We have been wondering if we should buy flood insurance. Here is what we have learned so far. This info might be helpful to those with houses still standing in Big Tujunga who are concerned about flooding and debris.
Our house probably won’t have water coming in, but we are worried about mud and rocks. Flood insurance won’t cover mud and rocks unless it’s a cubic acre or more of it coming down (so the policy seems to say–another policy from floodsmart says ‘two acres’ of mud, but many landslides are specifically excluded–read it here ).
Another paragraph in the floodsmart policy says
“We do not insure for loss to any building or personal property located on land leased from the Federal Government, arising from or incident to the flooding of the land by the Federal Government, where the lease expressly holds the Federal Government harmless under flood insurance issued under any Federal Government program.”

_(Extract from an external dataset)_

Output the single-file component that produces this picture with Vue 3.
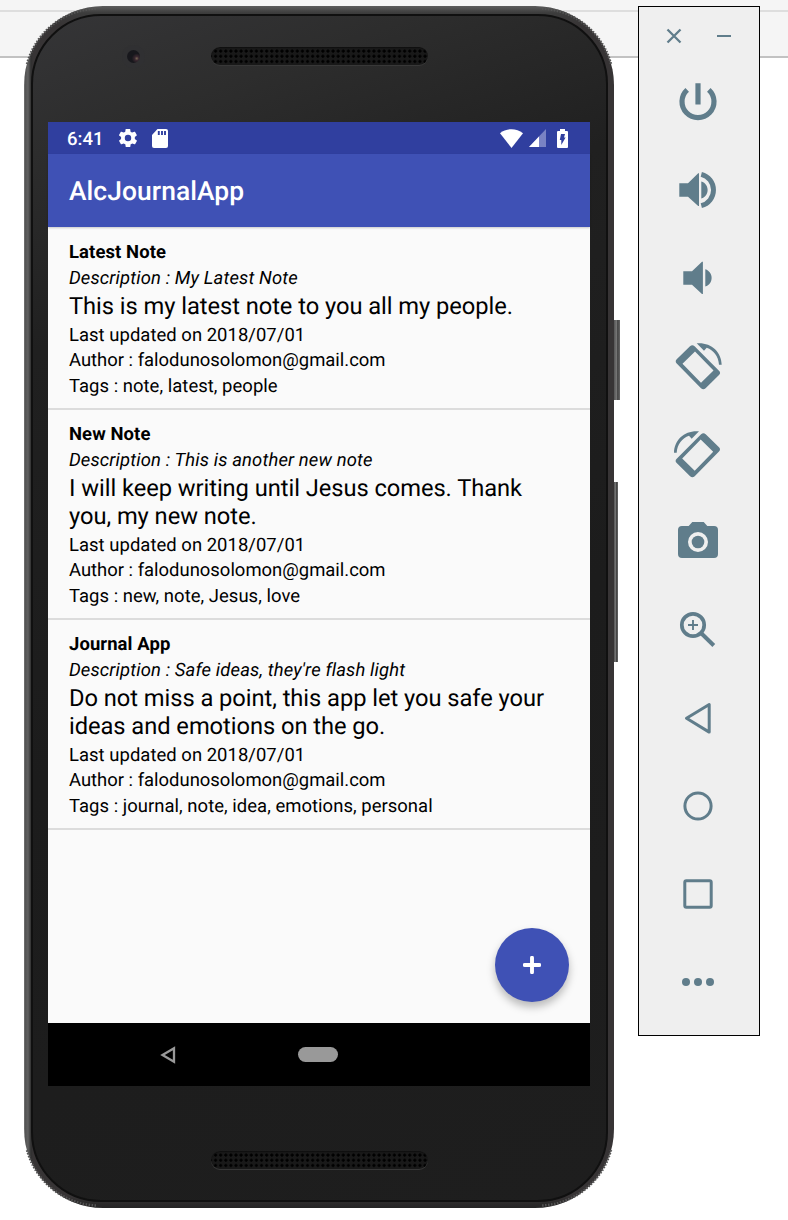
<script setup>
const notes = [
  { title: 'Latest Note', description: 'My Latest Note', body: ['This is my latest note to you all my people.'], tags: 'note, latest, people' },
  { title: 'New Note', description: 'This is another new note', body: ['I will keep writing until Jesus comes. Thank', 'you, my new note.'], tags: 'new, note, Jesus, love' },
  { title: 'Journal App', description: "Safe ideas, they're flash light", body: ['Do not miss a point, this app let you safe your', 'ideas and emotions on the go.'], tags: 'journal, note, idea, emotions, personal' }
]
</script>

<template>
  <div class="page">
    <div class="phone">
      <svg class="knurl" viewBox="0 0 590 1202">
        <path d="M3 58A75 75 0 0 1 72 2.500M518 2.500A75 75 0 0 1 587 58M587 1144A75 75 0 0 1 518 1199.500M72 1199.500A75 75 0 0 1 3 1144" />
      </svg>
      <div class="face">
        <div class="top-bezel">
          <span class="camera"><i></i></span>
          <span class="speaker"></span>
        </div>
        <div class="screen">
          <div class="status">
            <span class="clock">6:41</span>
            <svg class="gear" width="22" height="22" viewBox="0 0 24 24"><path fill="#fff" d="M19.4 13c0-.3.1-.6.1-1s0-.7-.1-1l2.1-1.6c.2-.2.2-.4.1-.6l-2-3.5c-.1-.2-.4-.3-.6-.2l-2.5 1c-.5-.4-1.1-.7-1.7-1l-.4-2.6c0-.2-.2-.4-.5-.4h-4c-.2 0-.4.2-.5.4L9 5.100c-.6.3-1.200.6-1.700 1l-2.500-1c-.2-.1-.5 0-.6.2l-2 3.500c-.1.2-.1.5.1.6L4.500 11c0 .3-.1.700-.1 1s0 .7.100 1l-2.100 1.600c-.2.2-.2.4-.1.6l2 3.500c.1.2.4.3.6.2l2.500-1c.5.4 1.100.7 1.700 1l.4 2.600c0 .2.2.4.5.4h4c.2 0 .5-.2.5-.4l.4-2.600c.6-.3 1.200-.6 1.700-1l2.500 1c.2.1.5 0 .6-.2l2-3.500c.1-.2.1-.5-.1-.6L19.400 13zM12 15.500a3.500 3.500 0 1 1 0-7 3.500 3.500 0 0 1 0 7z"/></svg>
            <svg class="sd" width="16" height="19" viewBox="0 0 16 19"><path fill="#fff" d="M5.500 0H14q2 0 2 2V17q0 2-2 2H2q-2 0-2-2V6z"/><path stroke="#303f9f" stroke-width="1.900" d="M6.800 2v4M10 2v4M13 2v4"/></svg>
            <svg class="wifi" width="23" height="19" viewBox="0 0 23 19"><path fill="#fff" d="M0 4.200C6.500-1.100 16.500-1.100 23 4.200L11.500 19z"/></svg>
            <svg class="signal" width="17" height="18" viewBox="0 0 17 18"><path fill="#7a83c4" d="M17 0V18H0z"/><path fill="#fff" d="M10 7.400V18H0z"/></svg>
            <svg width="11" height="19" viewBox="0 0 11 19"><path fill="#fff" d="M3 0h5v2h2q1 0 1 1v15q0 1-1 1H1q-1 0-1-1V3q0-1 1-1h2z"/><path fill="#303f9f" d="M4 5h4L7 8.500h1.600L4.300 16V11H2.800z"/></svg>
          </div>
          <header class="appbar">AlcJournalApp</header>
          <main class="list">
            <article v-for="n in notes" :key="n.title" class="note">
              <strong>{{ n.title }}</strong>
              <em>Description : {{ n.description }}</em>
              <p><span v-for="l in n.body" :key="l">{{ l }}</span></p>
              <div class="meta">Last updated on 2018/07/01</div>
              <div>Author : falodunosolomon@gmail.com</div>
              <div class="meta">Tags : {{ n.tags }}</div>
            </article>
            <button class="fab" aria-label="Add"><svg width="18" height="18" viewBox="0 0 18 18"><path d="M9 1.700V16.300M1.700 9H16.300" stroke="#fff" stroke-width="3.900" stroke-linecap="round"/></svg></button>
          </main>
          <nav class="nav">
            <svg width="16" height="18" viewBox="0 0 16 18"><path d="M2.500 9L14 2.300V15.700z" fill="none" stroke="#999" stroke-width="2.300"/></svg>
            <span class="pill"></span>
          </nav>
        </div>
        <div class="bottom-bezel"><span class="speaker"></span></div>
      </div>
      <i class="key power"></i>
      <i class="key volume"></i>
    </div>

    <aside class="tools">
      <div class="window">
        <svg width="16" height="16" viewBox="0 0 16 16"><path d="M1.500 1.500L14.500 14.500M14.500 1.500L1.500 14.500" class="line" stroke-width="2.300"/></svg>
        <svg width="16" height="16" viewBox="0 0 16 16"><path d="M1 8H15" class="line" stroke-width="2"/></svg>
      </div>
      <svg viewBox="0 0 60 60"><path class="line" stroke-width="5.200" d="M19.200 17.800A16 16 0 1 0 40.800 17.800M30 11.300V32.500"/></svg>
      <svg viewBox="0 0 60 60"><path class="fill" d="M11.300 23.300H20L30.200 13.300H31V46H30.200L20 36.700H11.300zM33.300 21.500C41.800 24 41.800 36.200 33.300 38.600z"/><path class="line" stroke-width="4.900" d="M33.300 14.300A16.200 16.200 0 0 1 33.300 45.700"/></svg>
      <svg viewBox="0 0 60 60"><path class="fill" d="M15.300 23.300H24L34 13.700H34.900V46H34L24 36.700H15.300zM37.300 21.300C45.800 24 45.800 36 37.300 38.600z"/></svg>
      <svg viewBox="0 0 60 60">
        <path class="fill" fill-rule="evenodd" d="M22 10.300Q24.300 8.200 26.600 10.300L51 34.700Q53.200 36.900 51 39L37.600 52.300Q35.300 54.300 33 52.300L8.700 27.500Q6.700 25.100 8.700 23.200zM27 15.400L14.500 27.700 33 46.700 45.500 34.500z"/>
        <path class="fill" d="M28.700 7.300C42.500 6 53.500 15.500 53.700 28.700H51C50.500 20.300 45.500 14 38.700 11.700L36 14.700z"/>
      </svg>
      <svg viewBox="0 0 60 60"><g transform="matrix(-1 0 0 1 59.7 0)">
        <path class="fill" fill-rule="evenodd" d="M22 10.300Q24.300 8.200 26.600 10.300L51 34.700Q53.200 36.900 51 39L37.600 52.300Q35.300 54.300 33 52.300L8.700 27.500Q6.700 25.100 8.700 23.200zM27 15.400L14.500 27.700 33 46.700 45.500 34.500z"/>
        <path class="fill" d="M28.700 7.300C42.500 6 53.500 15.500 53.700 28.700H51C50.500 20.300 45.500 14 38.700 11.700L36 14.700z"/>
      </g></svg>
      <svg viewBox="0 0 60 60"><path class="fill" fill-rule="evenodd" d="M14 14H20.700L24.300 10H35.700L39.300 14H46Q50 14 50 18V42Q50 46 46 46H14Q10 46 10 42V18Q10 14 14 14zM30 20A10 10 0 1 0 30 40A10 10 0 1 0 30 20z"/><circle class="fill" cx="30" cy="30" r="6.300"/></svg>
      <svg viewBox="0 0 60 60"><circle class="line" cx="25" cy="25" r="11.200" stroke-width="3.700"/><path class="line" stroke-width="1.900" d="M20 25H30M25 20V30"/><path class="line" stroke-width="4" d="M33 33L45.800 45.500"/></svg>
      <svg viewBox="0 0 60 60"><path class="line" stroke-width="3" stroke-linejoin="round" d="M18.500 30.300L41.200 16.500V44.100z"/></svg>
      <svg viewBox="0 0 60 60"><circle class="line" cx="30" cy="30" r="13.100" stroke-width="3"/></svg>
      <svg viewBox="0 0 60 60"><rect class="line" x="16.800" y="16.800" width="26.400" height="26.400" rx="1.500" stroke-width="3"/></svg>
      <svg viewBox="0 0 60 60"><circle class="fill" cx="18" cy="30" r="4"/><circle class="fill" cx="30" cy="30" r="4"/><circle class="fill" cx="42" cy="30" r="4"/></svg>
    </aside>
  </div>
</template>

<style>
body { margin: 0; background: #fff; }
</style>
<style scoped>
* { box-sizing: border-box; }
.page {
  width: 788px; height: 1220px; overflow: hidden; padding: 6px 0 0 24px;
  display: flex; align-items: flex-start; gap: 24px;
  font-family: Roboto, sans-serif; text-rendering: geometricPrecision;
  background: linear-gradient(#f5f5f5 0 10px, #dedede 10px 12px, #f5f5f5 12px 56px, #c2c2c2 56px 58px, #fff 58px);
}
.phone {
  position: relative; flex: none; width: 590px; height: 1202px; padding: 8px 6px 6px 7px;
  border-radius: 79px;
  background: linear-gradient(90deg, #777 0, #555 1.5px, #606060 4px, #303030 7px, transparent 9px) 0 0 / 50% 100% no-repeat,
    linear-gradient(180deg, #5c5c5c 0, #3c3c3c 7px, #373435 20px, #373435 1190px, #242424);
}
.knurl { position: absolute; left: 0; top: 0; width: 590px; height: 1202px; overflow: visible; }
.knurl path { fill: none; stroke: #555; stroke-width: 2.500; stroke-dasharray: 1.500 1.500; }
.face {
  position: relative; width: 577px; height: 1188px; border: 2px solid #101010; border-radius: 70px; padding: 0 15px;
  background: linear-gradient(160deg, #353537 0, #2d2d2d 10%, #202020 24%, #1c1c1c 55%, #1e1e1e);
}
.top-bezel { height: 106px; display: flex; padding: 29px 0 0 73.500px; }
.camera { width: 23px; height: 23px; margin: 0 78px 0 0; border-radius: 50%; background: #303032; display: flex; align-items: center; justify-content: center; }
.camera i { width: 13px; height: 13px; border-radius: 50%; background: radial-gradient(circle at 75% 65%, #765 0, #3a2830 2px, #17171c 5px); }
.speaker {
  display: block; width: 217px; height: 18px; margin-top: 2px; border-radius: 9px; background-color: #191919;
  background-image: radial-gradient(circle at center, #000 0 1.200px, transparent 1.800px); background-size: 5.120px 5.200px; background-position: 2px 1.500px;
  box-shadow: 0 1px 0 #383838, inset 0 1px 1px #101010;
}
.top-bezel .speaker { margin-left: -12px; }
.screen { width: 542px; height: 964px; display: flex; flex-direction: column; background: #fafafa; }
.status { height: 32px; flex: none; background: #303f9f; display: flex; align-items: center; padding: 0 22px 0 19px; }
.clock { color: #fff; font-weight: 500; font-size: 18.500px; width: 50px; padding-top: 1px; }
.sd { margin-left: 13px; }
.wifi { margin-left: auto; margin-right: 6px; }
.signal { margin-right: 11px; }
.appbar { position: relative; z-index: 1; height: 73px; flex: none; background: #3f51b5; color: #fff; font-weight: 500; font-size: 26.400px; letter-spacing: .07px; line-height: 77.500px; padding-left: 21px; box-shadow: 0 1px 2px #0003; }
.list { position: relative; flex: 1; color: #000; font-size: 18.450px; line-height: 25.650px; }
.note { padding: 12.200px 21px 8.500px; border-bottom: 2px solid #dcdcdc; }
.note:first-child { height: 183px; padding-top: 13px; }
.note:not(:first-child) { height: 210px; }
.note strong, .note em, .note span { display: block; white-space: nowrap; }
.note strong { letter-spacing: .1px; }
.note em { letter-spacing: .13px; }
.meta { letter-spacing: .04px; }
.note p { margin: 0; padding: 1.900px 0 1.700px; font-size: 23.700px; line-height: 27.800px; letter-spacing: -.05px; }
.fab { position: absolute; right: 21px; bottom: 21px; width: 74px; height: 74px; border: 0; padding: 0; border-radius: 50%; background: #3f51b5; display: flex; align-items: center; justify-content: center; box-shadow: 0 5px 9px #0004; }
.nav { height: 63px; flex: none; background: #000; display: flex; align-items: center; padding-left: 112px; }
.pill { width: 40px; height: 15px; margin-left: 122px; border-radius: 8px; background: #999; }
.bottom-bezel { padding: 63px 0 0 162.500px; }
.key { position: absolute; left: 590px; background: linear-gradient(90deg, #555, #777 45%, #444 60%, #666); }
.power { top: 314px; width: 6px; height: 80px; }
.volume { top: 476px; width: 4px; height: 180px; }
.tools { flex: none; width: 122px; height: 1030px; border: 1px solid #000; background: #efefef; display: flex; flex-direction: column; align-items: center; padding-right: 2px; }
.tools > svg { flex: none; width: 60px; height: 60px; margin: 14px 0; }
.window { flex: none; height: 51px; display: flex; gap: 34px; padding-top: 21px; margin-left: 1px; }
.line { fill: none; stroke: #607d8b; }
.fill { fill: #607d8b; }
</style>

All of these things make it pretty clear that we would not be covered by flood insurance unless our house was close enough to water to be completely inundated, so I asked about Fair Plan’s coverage.
Here’s what one agent said:
“The FAIR plan was helpful in researching the rocks. We studied the policy and decided it would provide coverage if the proximate cause of the falling rocks was Wind, Hail, or Fire. Rain and flood would not be covered.
We don’t have any easy solutions. Neither policy is designed for tumbling rocks caused by rain. The park rangers say there won’t be mud problems and hopefully they are right.”
I responded that the fire would indeed be the ‘proximate cause’, because it burned the vegetation that formerly supported the mud and rocks, so the agent called Fair Plan back, and here’s what he gathered:
Esty [CFP] went into more detail. If it can be proved that a falling rock was proximated by fire burning away the vegetation, then a case could be made for paying a claim. There is no time limit. Esty cited a December fire in the hills above a house. March rains caused mud and rocks to fall on the house. The claim was paid.
This agent was especially helpful. His info is below.
Brian Kinney, CSA
Broker Intermediaries Insurance Services LLC
1041 East Green Street, Ste. 203
Pasadena, CA 91106
More info he gathered for me:
NFIP Claims department was helpful. These are the people who pay flood claims every day, so they know exactly what to look for.
A rock pulled down the hill as part of a mudslide would be covered as “Flood Debris”, but it would require two acres of mud. A rock that tumbled down the hill by itself, even on a rainy day, would not be covered by a flood policy. The rock would need to cover two properties or two acres.